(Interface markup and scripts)
____________________

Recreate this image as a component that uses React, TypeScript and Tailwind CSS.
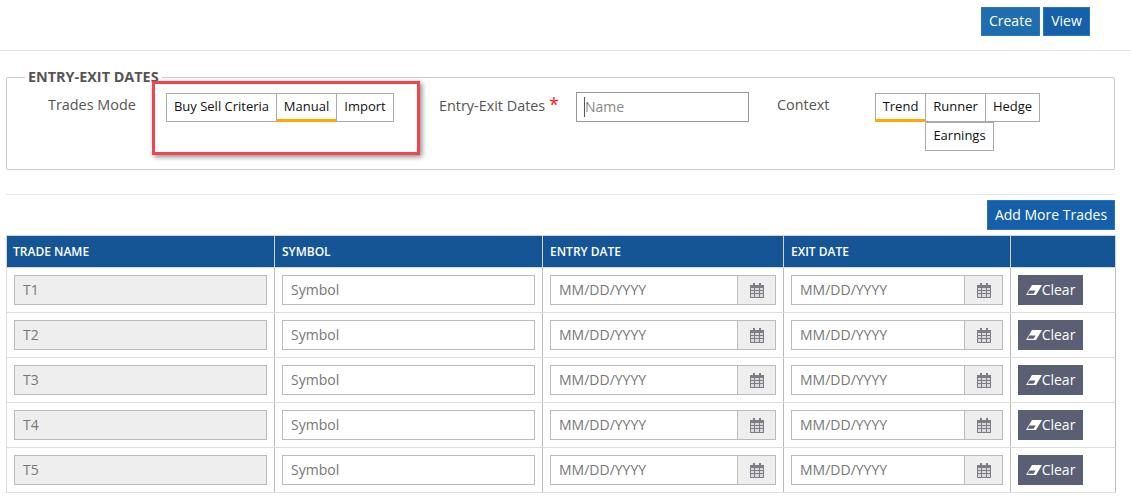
const ROWS = ['T1', 'T2', 'T3', 'T4', 'T5']

const Tab = ({ label, active, w, className = '-ml-px first:ml-0' }: { label: string; active?: boolean; w: string; className?: string }) => (
  <div
    className={`${w} ${className} h-[29px] border border-[#aaaaaa] flex items-center justify-center text-[13px] text-[#111] ${
      active ? 'border-b-[3px] border-b-[#ffa800] pt-px' : 'pb-px'
    }`}
  >
    {label}
  </div>
)

const CalendarIcon = () => (
  <svg width="14" height="15" viewBox="0 0 14 15" shapeRendering="crispEdges">
    <path fill="#7d7d86" d="M0 2h3V0h2v2h4V0h2v2h3v13H0z" />
    <path
      fill="#d8d8de"
      d="M1 5h3v2H1zM5 5h4v2H5zM10 5h3v2h-3zM1 8h3v2H1zM5 8h4v2H5zM10 8h3v2h-3zM1 11h3v3H1zM5 11h4v3H5zM10 11h3v3h-3z"
    />
  </svg>
)

const DateField = ({ w }: { w: string }) => (
  <div className={`${w} h-[30px] border border-[#bbbbbb] flex`}>
    <div className="flex-1 pl-2 pb-px flex items-center text-[14px] text-[#777]">MM/DD/YYYY</div>
    <div className="w-[38px] border-l border-[#bbbbbb] bg-[#eeeeee] flex items-center justify-center">
      <CalendarIcon />
    </div>
  </div>
)

const EraserIcon = () => (
  <svg width="16" height="10" viewBox="0 0 16 10">
    <path fill="#ffffff" d="M6 0h10l-6 10H0z" />
    <path fill="#5a5f74" d="M3.4 5.6h6.2L7.6 8.8H1.6z" />
  </svg>
)

export default function App() {
  return (
    <div className="relative w-[1131px] h-[504px] bg-white overflow-hidden text-[14px] text-[#555] font-['Open_Sans',sans-serif]">
      {/* Top actions */}
      <div className="h-[51px] border-b border-[#e4e4e4] flex justify-end items-start gap-[3px] pt-[7px] pr-[41px]">
        <button className="w-[59px] h-[29px] pb-0.5 bg-[#1f6dae] border border-[#2a77b8] text-white text-[14px]">Create</button>
        <button className="w-[47px] h-[29px] pb-0.5 bg-[#1560a9] border border-[#2a77b8] text-white text-[14px]">View</button>
      </div>

      {/* Entry-exit dates */}
      <fieldset className="ml-[6px] mt-[16px] w-[1109px] h-[103px] border border-[#cccccc] rounded-[2px] pl-[18px]">
        <legend className="px-[3px] pb-[2px] text-[14.4px] font-bold leading-[19px] text-[#555]">ENTRY-EXIT DATES</legend>
        <div className="flex items-start mt-[4px]">
          <div className="ml-[23px] w-[118px] text-[14.4px] leading-[19px] mt-[3px]">Trades Mode</div>
          <div className="flex w-[273px] mt-px">
            <Tab label="Buy Sell Criteria" w="w-[111px]" />
            <Tab label="Manual" active w="w-[61px]" />
            <Tab label="Import" w="w-[58px]" />
          </div>
          <div className="w-[137px] text-[14.4px] leading-[19px] mt-[3px]">
            Entry-Exit Dates <span className="text-[#f01c1c] text-[18px] leading-[19px]">*</span>
          </div>
          <div className="w-[173px] h-[30px] border border-[#999999] pl-[7px] flex items-center text-[14px] text-[#888]">
            <span className="border-l border-[#555] leading-[20px]">Name</span>
          </div>
          <div className="ml-[28px] w-[98px] text-[14.4px] leading-[19px] mt-[3px]">Context</div>
          <div className="flex items-start mt-px">
            <Tab label="Trend" active w="w-[51px]" />
            <div className="flex flex-wrap w-[116px]">
              <Tab label="Runner" w="w-[61px]" className="-ml-px" />
              <Tab label="Hedge" w="w-[55px]" className="-ml-px" />
              <Tab label="Earnings" w="w-[69px]" className="-ml-px" />
            </div>
          </div>
        </div>
      </fieldset>

      <div className="ml-[6px] mt-[24px] w-[1109px] border-t border-[#e8e8e8]" />

      <div className="ml-[6px] w-[1109px] flex justify-end mt-[5px]">
        <button className="w-[128px] h-[30px] pb-0.5 bg-[#1560a9] border border-[#2a77b8] text-white text-[14px]">Add More Trades</button>
      </div>

      {/* Trades table */}
      <table className="ml-[6px] mt-[5px] w-[1109px] table-fixed border-collapse">
        <colgroup>
          <col className="w-[268px]" />
          <col className="w-[268px]" />
          <col className="w-[241px]" />
          <col className="w-[227px]" />
          <col className="w-[105px]" />
        </colgroup>
        <thead>
          <tr className="h-[32px] bg-[#155596] text-white text-[12px] text-left">
            {['TRADE NAME', 'SYMBOL', 'ENTRY DATE', 'EXIT DATE', ''].map((title, i) => (
              <th key={i} className="border border-[#cfd5dc] pl-[7px] first:pl-[6px] font-semibold">
                {title}
              </th>
            ))}
          </tr>
        </thead>
        <tbody>
          {ROWS.map((name) => (
            <tr key={name} className="h-[45px]">
              <td className="border border-[#dddddd] border-r-[#bbbbbb] px-[7px]">
                <div className="h-[30px] border border-[#bbbbbb] bg-[#eeeeee] pl-2 pb-px flex items-center text-[#777]">{name}</div>
              </td>
              <td className="border border-[#dddddd] border-r-[#bbbbbb] px-[7px]">
                <div className="h-[30px] border border-[#bbbbbb] pl-2 pb-px flex items-center text-[#777]">Symbol</div>
              </td>
              <td className="border border-[#dddddd] border-r-[#bbbbbb] px-[7px]">
                <DateField w="w-[226px]" />
              </td>
              <td className="border border-[#dddddd] border-r-[#bbbbbb] px-[7px]">
                <DateField w="w-[212px]" />
              </td>
              <td className="border border-[#dddddd] border-r-[#bbbbbb] px-[7px]">
                <button className="w-[65px] h-[30px] pb-px bg-[#5a5f74] text-white text-[14px] flex items-center justify-center">
                  <EraserIcon />
                  Clear
                </button>
              </td>
            </tr>
          ))}
        </tbody>
      </table>

      {/* Red highlight annotation */}
      <div className="absolute left-[152px] top-[81px] w-[268px] h-[74px] border-[3px] border-[#f2444b] shadow-[2px_2px_5px_rgba(0,0,0,0.45)]" />
    </div>
  )
}
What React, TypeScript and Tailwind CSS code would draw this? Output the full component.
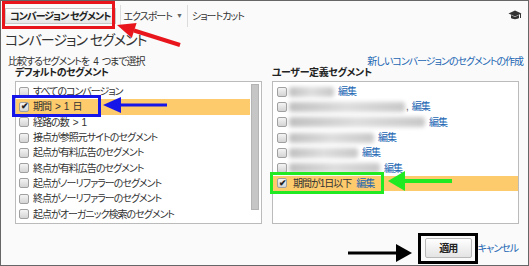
import React from 'react';

const font = "font-['Liberation_Sans','Noto_Sans_CJK_JP',sans-serif] [font-feature-settings:'palt']";

const Check = ({ checked }: { checked?: boolean }) => (
  <span className="relative flex items-center justify-center w-[10px] h-[10px] shrink-0 border border-[#a0a0a0] rounded-[2px] bg-gradient-to-b from-[#f4f4f4] to-[#d4d4d4]">
    {checked && <span className="text-[9px] leading-none text-[#222] font-bold">✔</span>}
  </span>
);

const defaults = [
  'すべてのコンバージョン',
  '期間\u2002>\u20021\u2002日',
  '経路の数\u2002>\u20021',
  '接点が参照元サイトのセグメント',
  '起点が有料広告のセグメント',
  '終点が有料広告のセグメント',
  '起点がノーリファラーのセグメント',
  '終点がノーリファラーのセグメント',
  '起点がオーガニック検索のセグメント',
];

// blurred (hidden) custom segment names
const custom = [
  { w: 45, comma: false },
  { w: 116, comma: true },
  { w: 136, comma: false },
  { w: 85, comma: false },
  { w: 69, comma: false },
  { w: 91, comma: false },
];

const App: React.FC = () => {
  return (
    <div className={`relative w-[529px] h-[266px] border border-[#666] bg-[#fafafa] overflow-hidden text-[#333] ${font}`}>
      {/* toolbar */}
      <div className="flex items-center h-[30px] pl-[4px] text-[10px] tracking-[-1px]">
        <div className="flex items-center h-[16px] pl-[4px] pr-[4px] border border-[#c8c8c8] bg-gradient-to-b from-white to-[#e6e6e6] font-bold text-[#222]">
          コンバージョン セグメント
        </div>
        <div className="w-px h-[22px] bg-[#dcdcdc] ml-[4px] mr-[3px]" />
        <span>エクスポート</span>
        <span className="text-[7px] ml-[4px] text-[#666]">▼</span>
        <div className="w-px h-[22px] bg-[#dcdcdc] ml-[5px] mr-[4px]" />
        <span>ショートカット</span>
        <svg className="ml-auto mr-[6px] mb-[2px]" width="14" height="10" viewBox="0 0 14 10">
          <path d="M0.5 3.5 L7 0.5 L13.5 3.5 L7 6.5 Z" fill="#333" />
          <path d="M3 5 V8 C4.5 9.5 9.5 9.5 11 8 V5 L7 7 Z" fill="#333" />
          <path d="M12.5 4 V8" stroke="#333" strokeWidth="1" />
        </svg>
      </div>

      {/* title */}
      <div className="pl-[4px] text-[14px] tracking-[-1px] leading-[17px] mt-[1px]">コンバージョン セグメント</div>

      <div className="flex mt-[7px] text-[10px] tracking-[-1px]">
        {/* default segments */}
        <div className="w-[271px] pl-[7px]">
          <div className="leading-[11px]">比較するセグメントを{'\u2002'}4{'\u2002'}つまで選択</div>
          <div className="pl-[7px] leading-[11px] font-bold tracking-[-0.6px] text-[#222] mb-[3px]">デフォルトのセグメント</div>
          <div className="ml-[7px] w-[247px] h-[143px] border border-[#bbb] bg-white flex">
            <div className="flex-1 pt-[2px]">
              {defaults.map((d, i) => (
                <div
                  key={d}
                  className={`h-[15.3px] flex items-center gap-[4px] pl-[3px] ${i === 1 ? 'bg-[#fdca6c]' : ''}`}
                >
                  <Check checked={i === 1} />
                  <span className="whitespace-nowrap">{d}</span>
                </div>
              ))}
            </div>
            <div className="w-[11px] pt-[2px] pl-[1px]">
              <div className="w-[8px] h-[126px] bg-[#c6c6c6] border border-[#b4b4b4]" />
            </div>
          </div>
        </div>

        {/* custom segments */}
        <div className="w-[249px]">
          <div className="text-right leading-[11px] text-[#2266b3] -mr-[2px]">新しいコンバージョンのセグメントの作成</div>
          <div className="leading-[11px] font-bold tracking-[-0.4px] text-[#222] mb-[3px]">ユーザー定義セグメント</div>
          <div className="w-[247px] h-[143px] border border-[#bbb] bg-white pt-[2px]">
            {custom.map((c, i) => (
              <div key={i} className="h-[15.3px] flex items-center pl-[4px]">
                <Check />
                <span
                  className="ml-[2px] h-[10px] rounded-[3px] blur-[2px] bg-gradient-to-r from-[#c0c0c0] via-[#dedede] to-[#c8c8c8]"
                  style={{ width: c.w }}
                />
                {c.comma && <span className="ml-[1px] text-[#555]">,</span>}
                <span className="ml-[4px] text-[#2266b3]">編集</span>
              </div>
            ))}
            <div className="h-[15.3px] flex items-center pl-[4px] bg-[#fdca6c]">
              <Check checked />
              <span className="ml-[6px]">期間が1日以下</span>
              <span className="ml-[5px] text-[#2266b3]">編集</span>
            </div>
          </div>
        </div>
      </div>

      {/* footer */}
      <div className="flex items-center justify-end pr-[10px] mt-[14px] text-[10px] tracking-[-1px]">
        <div className="w-[47px] h-[20px] flex items-center justify-center border border-[#b8b8b8] rounded-[2px] bg-gradient-to-b from-white to-[#e4e4e4] font-bold text-[#222]">
          適用
        </div>
        <span className="ml-[6px] text-[#2266b3]">キャンセル</span>
      </div>

      {/* annotations */}
      <div className="absolute left-[1px] top-[0px] w-[113px] h-[28px] border-[3px] border-[#e8161c]" />
      <div className="absolute left-[11px] top-[94px] w-[89px] h-[22px] border-[3px] border-[#1616e8]" />
      <div className="absolute left-[269px] top-[171px] w-[114px] h-[22px] border-[3px] border-[#22ea22]" />
      <div className="absolute left-[417px] top-[232px] w-[60px] h-[31px] border-[3px] border-black" />
      <svg className="absolute left-0 top-0 pointer-events-none" width="529" height="266">
        <line x1="179" y1="44" x2="133" y2="29.5" stroke="#e8161c" strokeWidth="4" />
        <polygon points="116,24 135.6,21.9 130.8,37.1" fill="#e8161c" />
        <line x1="166" y1="104" x2="118" y2="104" stroke="#1616e8" strokeWidth="3" />
        <polygon points="102,104 120,96 120,112" fill="#1616e8" />
        <line x1="451" y1="180" x2="400" y2="180" stroke="#22ea22" strokeWidth="4" />
        <polygon points="387,180 404,170 404,190" fill="#22ea22" />
        <line x1="347" y1="252" x2="398" y2="252" stroke="#000" strokeWidth="3" />
        <polygon points="411,252 395,243 395,261" fill="#000" />
      </svg>
    </div>
  );
};

export default App;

____________________

- Requirement -
Leave out any pictures, please, and quote only the lines from the top of the data through the line that contains "const ROWS = ['T1', 'T2', 'T3', 'T4', 'T5']".

- Response for this exercise -
Recreate this image as a component that uses React, TypeScript and Tailwind CSS.
const ROWS = ['T1', 'T2', 'T3', 'T4', 'T5']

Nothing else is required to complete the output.